Using the data beneath, show every line that includes the word "screenshot".

** START **

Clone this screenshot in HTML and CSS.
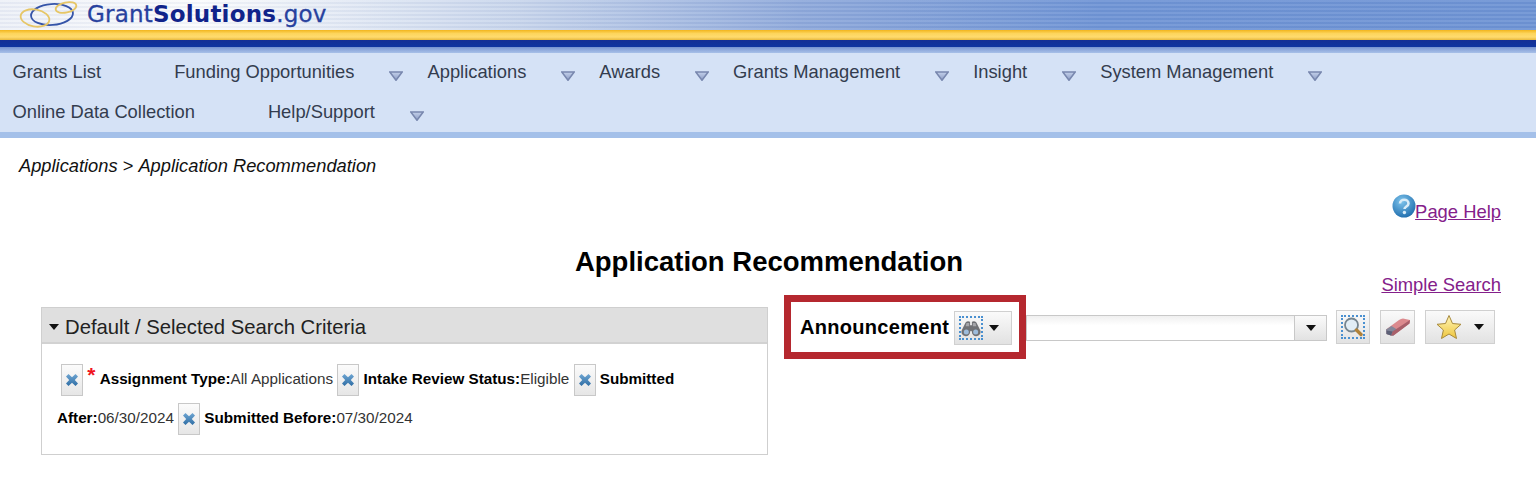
FILE: index.html
```html
<!DOCTYPE html>
<html lang="en">
<head>
<meta charset="utf-8">
<title>Application Recommendation</title>
<link rel="stylesheet" href="styles.css">
</head>
<body>
<svg class="defs" width="0" height="0" aria-hidden="true">
  <defs>
    <linearGradient id="arrowFill" x1="0" y1="0" x2="0" y2="1"><stop offset="0" stop-color="#c3d0ea"/><stop offset="1" stop-color="#8c9cc4"/></linearGradient>
    <linearGradient id="btnBlue" x1="0" y1="0" x2="0" y2="1"><stop offset="0" stop-color="#6ea5d2"/><stop offset="1" stop-color="#2f6ea5"/></linearGradient>
    <radialGradient id="helpBall" cx="0.4" cy="0.3" r="0.8"><stop offset="0" stop-color="#7ec4ec"/><stop offset="1" stop-color="#1766a8"/></radialGradient>
    <linearGradient id="starFill" x1="0" y1="0" x2="0" y2="1"><stop offset="0" stop-color="#fff6b8"/><stop offset="1" stop-color="#eec53c"/></linearGradient>
    <symbol id="nav-arrow" viewBox="0 0 14 10"><path d="M0.8 1H13.2L7 9.300Z" fill="url(#arrowFill)" stroke="#7887ae" stroke-width="1.500"/></symbol>
    <symbol id="remove-x" viewBox="0 0 14 14"><path d="M1 3.500 3.500 1 7 4.200 10.500 1 13 3.500 9.800 7 13 10.500 10.500 13 7 9.800 3.500 13 1 10.500 4.200 7Z" fill="url(#btnBlue)"/></symbol>
    <symbol id="binoculars" viewBox="0 0 22 20"><path d="M5 4Q7 1.500 10 3V7H12V3Q15 1.500 17 4L21 12A4.800 4.800 0 1 1 12 14L11 13 10 14A4.800 4.800 0 1 1 1 12Z" fill="#707175"/><path d="M6 4.500H9V8H5Z" fill="#a5a6aa"/><path d="M13 4.500H16L17 8H13Z" fill="#a5a6aa"/><circle cx="5.800" cy="14.500" r="2.800" fill="#9dbcdc"/><circle cx="16.200" cy="14.500" r="2.800" fill="#9dbcdc"/></symbol>
  </defs>
</svg>

<header class="banner">
  <div class="logo">
    <svg class="logo-mark" viewBox="0 0 60 30" width="60" height="30" aria-hidden="true">
      <ellipse cx="34" cy="14.500" rx="21" ry="10.500" fill="none" stroke="#3554a8" stroke-width="1.800" transform="rotate(-4 34 14.500)"/>
      <ellipse cx="17" cy="18" rx="14.500" ry="8.500" fill="none" stroke="#e6c666" stroke-width="1.800" transform="rotate(10 17 18)"/>
      <ellipse cx="48" cy="7.500" rx="10.500" ry="5" fill="none" stroke="#e6c666" stroke-width="1.800" transform="rotate(-12 48 7.500)"/>
    </svg>
    <span class="logo-text">Grant<b>Solutions</b>.gov</span>
  </div>
</header>
<div class="rule-gold"></div>
<div class="rule-blue"></div>

<nav class="nav">
  <a class="nav-item">Grants List<span class="arrow-slot"></span></a>
  <a class="nav-item">Funding Opportunities<svg class="arrow-slot"><use href="#nav-arrow"/></svg></a>
  <a class="nav-item">Applications<svg class="arrow-slot"><use href="#nav-arrow"/></svg></a>
  <a class="nav-item">Awards<svg class="arrow-slot"><use href="#nav-arrow"/></svg></a>
  <a class="nav-item">Grants Management<svg class="arrow-slot"><use href="#nav-arrow"/></svg></a>
  <a class="nav-item">Insight<svg class="arrow-slot"><use href="#nav-arrow"/></svg></a>
  <a class="nav-item">System Management<svg class="arrow-slot"><use href="#nav-arrow"/></svg></a>
  <a class="nav-item">Online Data Collection<span class="arrow-slot"></span></a>
  <a class="nav-item">Help/Support<svg class="arrow-slot"><use href="#nav-arrow"/></svg></a>
</nav>

<main class="page">
  <div class="crumbs"><i>Applications</i> &gt; <i>Application Recommendation</i></div>
  <div class="help-row">
    <svg class="help-icon" viewBox="0 0 24 24" aria-hidden="true"><circle cx="12" cy="12" r="11.500" fill="url(#helpBall)"/><path d="M8 9.500C8 4.500 16.500 4.500 16.500 9.500C16.500 12.500 12.500 12.500 12.500 15" fill="none" stroke="#d8ecf8" stroke-width="2.600"/><circle cx="12.400" cy="18.500" r="1.700" fill="#d8ecf8"/></svg>
    <a class="link" href="#">Page Help</a>
  </div>
  <h1 class="title">Application Recommendation</h1>
  <div class="simple-row"><a class="link" href="#">Simple Search</a></div>

  <div class="columns">
    <section class="panel">
      <div class="panel-head"><span class="caret caret-head"></span>Default / Selected Search Criteria</div>
      <div class="panel-body">
        <p class="criteria">
          <button class="x-btn"><svg class="x-icon"><use href="#remove-x"/></svg></button>
          <span class="req">*</span>
          <b>Assignment Type:</b>All Applications
          <button class="x-btn"><svg class="x-icon"><use href="#remove-x"/></svg></button>
          <b>Intake Review Status:</b>Eligible
          <button class="x-btn"><svg class="x-icon"><use href="#remove-x"/></svg></button>
          <b>Submitted After:</b>06/30/2024
          <button class="x-btn"><svg class="x-icon"><use href="#remove-x"/></svg></button>
          <b>Submitted Before:</b>07/30/2024
        </p>
      </div>
    </section>

    <section class="search">
      <div class="callout">
        <span class="search-label">Announcement</span>
        <button class="tool tool-binoc">
          <span class="focus-box"><svg class="binoc"><use href="#binoculars"/></svg></span>
          <span class="caret"></span>
        </button>
      </div>
      <div class="combo"><span class="combo-btn"><span class="caret"></span></span></div>
      <button class="tool tool-square">
        <span class="focus-box focus-search">
          <svg viewBox="0 0 20 20" width="20" height="20" aria-hidden="true"><circle cx="8.500" cy="8" r="6.500" fill="#e2edf5" stroke="#76858f" stroke-width="1.800"/><path d="M13.500 13 18 17.500" stroke="#b0823a" stroke-width="3.400" stroke-linecap="round"/></svg>
        </span>
      </button>
      <button class="tool tool-square tool-eraser">
        <svg viewBox="0 0 26 20" width="26" height="20" aria-hidden="true"><path d="M1 12.500 14 3Q16 1.500 18 1.500L25 3 24.500 6.500 10.500 17Q8.500 19 6 18.500L1.500 17Z" fill="#dc8a8e"/><path d="M1 12.500 6.500 9 12 12.500 8.500 18.800 6 18.500 1.500 17Z" fill="#84879a"/><path d="M7.500 14.500 25 3 24.500 6.500 10.500 17Q8.500 19 6 18.500Z" fill="#a8606a"/><path d="M1.500 13.500 7.500 14.500 6 18.500 1.500 17Z" fill="#5c6076"/></svg>
      </button>
      <button class="tool tool-star">
        <svg viewBox="0 0 26 26" width="26" height="26" aria-hidden="true"><path d="M13 1.500 16.500 9.500 25 10.300 18.600 16 20.500 24.500 13 20 5.500 24.500 7.400 16 1 10.300 9.500 9.500Z" fill="url(#starFill)" stroke="#a88a3c" stroke-width="1"/></svg>
        <span class="caret"></span>
      </button>
    </section>
  </div>
</main>
</body>
</html>
```

FILE: styles.css
```css
* { box-sizing: border-box; }
html, body { margin: 0; padding: 0; }
body {
  width: 1536px;
  height: 496px;
  overflow: hidden;
  background: #fff;
  font-family: "Liberation Sans", Arial, sans-serif;
  color: #000;
}
.defs { position: absolute; }

.banner {
  height: 30px;
  background:
    repeating-linear-gradient(180deg, rgba(255,255,255,0.07) 0 2px, rgba(40,70,140,0.05) 2px 4px),
    linear-gradient(90deg, #eef1f8 0, #fbfcfd 200px, #c9d6ec 520px, #90aadb 800px, #7095d5 1100px, #6f94d4 100%);
}
.logo { display: flex; align-items: center; height: 30px; padding-left: 18px; }
.logo-mark { flex: none; }
.logo-text {
  margin-left: 9px;
  margin-top: -2px;
  font-family: "DejaVu Sans", sans-serif;
  font-size: 23px;
  line-height: 28px;
  color: #27419e;
  letter-spacing: 0.2px;
  -webkit-text-stroke: 0.3px #27419e;
}
.logo-text b { color: #10238a; -webkit-text-stroke: 0; }

.rule-gold { height: 10px; background: linear-gradient(180deg, #f2b51c 0, #fdd55c 35%, #ffdb6e 70%, #e8b83c 100%); }
.rule-blue { height: 13px; background: linear-gradient(180deg, #142f95 0, #0f349f 50%, #7e9ad4 58%, #a7c0e8 100%); }

.nav {
  display: flex;
  flex-wrap: wrap;
  align-content: flex-start;
  height: 85px;
  padding: 0 0 0 12.500px;
  background: #d5e2f6;
  border-bottom: 6px solid #a4c0e9;
}
.nav-item {
  display: flex;
  align-items: center;
  height: 40px;
  padding-bottom: 2px;
  font-size: 18.340px;
  color: #333c4e;
  white-space: nowrap;
}
.arrow-slot {
  display: block;
  flex: none;
  width: 14px;
  height: 10px;
  margin: 7px 24px 0 35px;
}

.page { padding: 0 35px 0 0; }
.crumbs {
  margin: 17px 0 0 19px;
  height: 21px;
  font-size: 18.300px;
  line-height: 21px;
  color: #111;
}
.help-row {
  display: flex;
  justify-content: flex-end;
  align-items: flex-start;
  margin-top: 19px;
  height: 30px;
}
.help-icon { width: 24px; height: 24px; margin-top: -1px; margin-right: -1px; }
.link {
  color: #84208a;
  font-size: 18.400px;
  line-height: 24px;
  margin-top: 5px;
  text-decoration: underline;
}
.title {
  margin: 18px 0 0;
  padding-left: 37px;
  height: 38px;
  text-align: center;
  font-size: 27.500px;
  line-height: 38px;
  font-weight: bold;
}
.simple-row { display: flex; justify-content: flex-end; height: 24px; margin-top: -8px; }
.simple-row .link { margin-top: 0; }

.columns { display: flex; align-items: flex-start; padding-left: 41px; }

.panel {
  flex: none;
  width: 727px;
  height: 148px;
  margin-top: 10px;
  border: 1px solid #cfcfcf;
}
.panel-head {
  display: flex;
  align-items: center;
  height: 36px;
  padding: 4px 0 0 7px;
  background: #dfdfdf;
  border-bottom: 2px solid #d2d2d2;
  font-size: 20.300px;
  color: #222;
}
.panel-body { padding: 11px 15px 0; }
.criteria {
  margin: 0;
  font-size: 15.240px;
  line-height: 39px;
  text-indent: 4px;
  color: #333;
}
.criteria b { color: #000; }
.x-btn {
  display: inline-flex;
  align-items: center;
  justify-content: center;
  vertical-align: middle;
  width: 22px;
  height: 32px;
  padding: 0;
  background: linear-gradient(180deg, #fbfbfb, #e6e6e6);
  border: 1px solid #c8c8c8;
  border-radius: 0;
}
.x-icon { width: 14px; height: 14px; }
.req { color: #f0141e; font-size: 21px; font-weight: bold; vertical-align: 2px; }

.search { flex: 1; display: flex; align-items: flex-start; margin-left: 16px; position: relative; }
.callout {
  display: flex;
  align-items: center;
  flex: none;
  width: 242px;
  height: 64px;
  margin-top: -2px;
  padding: 1px 0 0 9px;
  border: 7px solid #b5282f;
  background: #fff;
  position: relative;
  z-index: 1;
}
.search-label { font-size: 20px; font-weight: bold; color: #000; letter-spacing: 0.3px; }
.tool {
  display: inline-flex;
  align-items: center;
  justify-content: center;
  padding: 0;
  background: linear-gradient(180deg, #fafafa, #e2e2e2);
  border: 1px solid #d0d0d0;
  border-radius: 0;
}
.tool-binoc { width: 58px; height: 34px; margin-left: 5px; gap: 6px; justify-content: flex-start; padding-left: 4px; }
.focus-box { display: flex; align-items: center; justify-content: center; width: 24px; height: 24px; border: 2px dotted #4a90d0; }
.binoc { width: 20px; height: 18px; }
.caret {
  display: inline-block;
  width: 0; height: 0;
  border-left: 5.500px solid transparent;
  border-right: 5.500px solid transparent;
  border-top: 6.500px solid #111;
}
.caret-head { margin-right: 6px; }
.combo {
  display: flex;
  justify-content: flex-end;
  flex: none;
  width: 301px;
  height: 26px;
  margin: 18px 0 0 0;
  background: linear-gradient(180deg, #f0f0f0, #fff 40%);
  border: 1px solid #c8c8c8;
}
.combo-btn {
  display: flex;
  align-items: center;
  justify-content: center;
  width: 32px;
  background: linear-gradient(180deg, #fafafa, #e2e2e2);
  border-left: 1px solid #c8c8c8;
}
.tool-square { width: 34px; height: 34px; margin: 13px 0 0 9px; }
.tool-eraser { width: 35px; margin-left: 10px; }
.focus-search { width: 24px; height: 24px; }
.tool-star { width: 70px; height: 34px; margin: 13px 0 0 10px; gap: 12px; }
```
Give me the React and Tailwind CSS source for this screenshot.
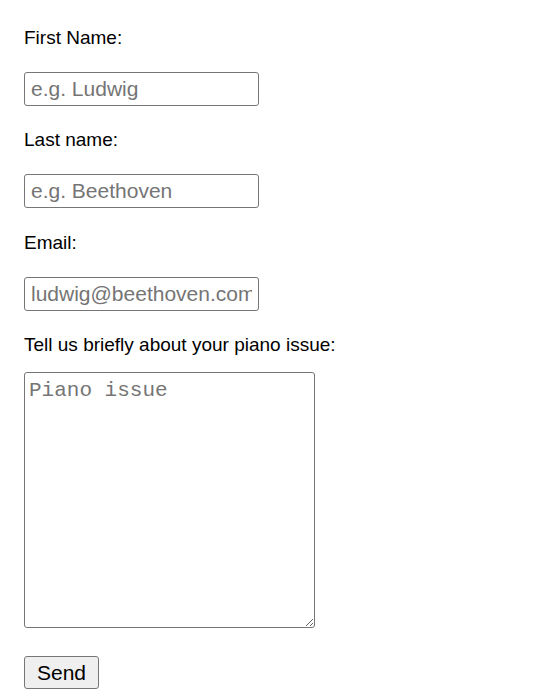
export default function App() {
  const field =
    "block mt-[23px] h-[34px] w-[235px] rounded-[3px] border border-[#767676] bg-white px-[6px] text-[21px] text-black placeholder:text-[#757575] outline-none";
  const label = "block text-[19px] leading-[22px] text-black";

  return (
    <div className="min-h-screen bg-white pl-6 pt-[27px] font-['Liberation_Sans',Arial,sans-serif]">
      <form onSubmit={(e) => e.preventDefault()}>
        <label className={label}>First Name:</label>
        <input type="text" placeholder="e.g. Ludwig" className={field} />

        <label className={`${label} mt-[23px]`}>Last name:</label>
        <input type="text" placeholder="e.g. Beethoven" className={field} />

        <label className={`${label} mt-[24px]`}>Email:</label>
        <input type="email" placeholder="ludwig@beethoven.com" className={field} />

        <label className={`${label} mt-[23px]`}>Tell us briefly about your piano issue:</label>
        <textarea
          placeholder="Piano issue"
          className="block mt-[16px] h-[256px] w-[291px] rounded-[3px] border border-[#767676] bg-white px-[4px] py-[2px] font-['Liberation_Mono','Courier_New',monospace] text-[21px] text-black placeholder:text-[#757575] outline-none"
        />

        <button
          type="submit"
          className="mt-[28px] h-[33px] w-[75px] rounded-[3px] border border-[#767676] bg-[#efefef] text-[21px] text-black"
        >
          Send
        </button>
      </form>
    </div>
  );
}
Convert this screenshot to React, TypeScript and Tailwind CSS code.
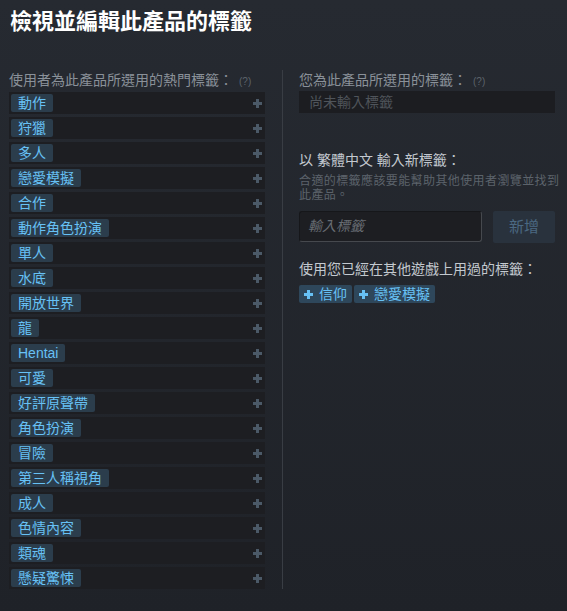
import React from "react";

const popularTags: string[] = [
	"動作",
	"狩獵",
	"多人",
	"戀愛模擬",
	"合作",
	"動作角色扮演",
	"單人",
	"水底",
	"開放世界",
	"龍",
	"Hentai",
	"可愛",
	"好評原聲帶",
	"角色扮演",
	"冒險",
	"第三人稱視角",
	"成人",
	"色情內容",
	"類魂",
	"懸疑驚悚",
];

const usedTags: string[] = ["信仰", "戀愛模擬"];

const Plus = ({ color }: { color: string }) => (
	<svg width="9" height="9" viewBox="0 0 9 9" className="shrink-0">
		<rect x="3" y="0" width="3" height="9" fill={color} />
		<rect x="0" y="3" width="9" height="3" fill={color} />
	</svg>
);

const TagRow = ({ name }: { name: string }) => {
	return (
		<div className="h-[22px] bg-[#1d1e22] flex items-center justify-between pl-[2px] pr-[3px]">
			<span className="h-[18px] px-[7px] bg-[#2b3d4c] text-[#67c1f5] text-[14px] leading-[18px] rounded-[2px] whitespace-nowrap">
				{name}
			</span>
			<Plus color="#4b5967" />
		</div>
	);
};

export default function App() {
	return (
		<div className="w-full min-h-screen bg-gradient-to-b from-[#262a31] to-[#1f2228] pl-[9px] pt-[9px] font-['Liberation_Sans','Noto_Sans_CJK_TC',sans-serif]">
			<h1 className="text-[22px] font-bold text-white leading-[26px] ml-px">檢視並編輯此產品的標籤</h1>

			<div className="flex mt-[35px]">
				{/* 熱門標籤 */}
				<div className="w-[256px] shrink-0">
					<div className="h-[20px] leading-[20px] text-[14px] text-[#8a9199] whitespace-nowrap">
						使用者為此產品所選用的熱門標籤：
						<span className="text-[10px] text-[#5c636b] ml-[6px]">(?)</span>
					</div>
					<div className="flex flex-col gap-[3px] mt-[2px]">
						{popularTags.map((tag, index) => (
							<TagRow key={index} name={tag} />
						))}
					</div>
				</div>

				<div className="ml-[17px] border-l border-[#393d44] pl-[16px]">
					<div className="w-[256px]">
						<div className="h-[20px] leading-[20px] text-[14px] text-[#8a9199] whitespace-nowrap">
							您為此產品所選用的標籤：
							<span className="text-[10px] text-[#5c636b] ml-[6px]">(?)</span>
						</div>
						<div className="mt-px h-[22px] bg-[#1c1d21] pl-[10px] text-[14px] leading-[22px] text-[#4f545a]">
							尚未輸入標籤
						</div>

						<div className="mt-[37px] h-[20px] leading-[20px] text-[14px] text-[#c3c9cf] whitespace-nowrap">
							以 繁體中文 輸入新標籤：
						</div>
						<p className="mt-[4px] text-[12px] tracking-[0.4px] leading-[14px] text-[#5c636b] whitespace-nowrap">
							合適的標籤應該要能幫助其他使用者瀏覽並找到
							<br />
							此產品。
						</p>

						<div className="flex mt-[9px]">
							<div className="w-[183px] h-[31px] bg-[#1d1e22] border border-t-[#16171a] border-l-[#16171a] border-r-[#46494e] border-b-[#46494e] rounded-[3px] pl-[8px] text-[14px] leading-[29px] italic text-[#676c72]">
								輸入標籤
							</div>
							<div className="ml-[11px] w-[62px] h-[32px] bg-[#29323d] rounded-[2px] text-[15px] leading-[32px] text-center text-[#4b6982]">
								新增
							</div>
						</div>

						<div className="mt-[16px] h-[20px] leading-[20px] text-[14px] text-[#c3c9cf] whitespace-nowrap">
							使用您已經在其他遊戲上用過的標籤：
						</div>
						<div className="flex gap-[2px] mt-[6px]">
							{usedTags.map((tag, index) => (
								<span
									key={index}
									className="h-[18px] flex items-center gap-[6px] px-[5px] bg-[#2e475b] text-[#67c1f5] text-[14px] leading-[18px] rounded-[2px] whitespace-nowrap"
								>
									<Plus color="#67c1f5" />
									{tag}
								</span>
							))}
						</div>
					</div>
				</div>
			</div>
		</div>
	);
}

** END **

### [Written solution]
Clone this screenshot in HTML and CSS.
Give me the React and Tailwind CSS source for this screenshot.
Convert this screenshot to React, TypeScript and Tailwind CSS code.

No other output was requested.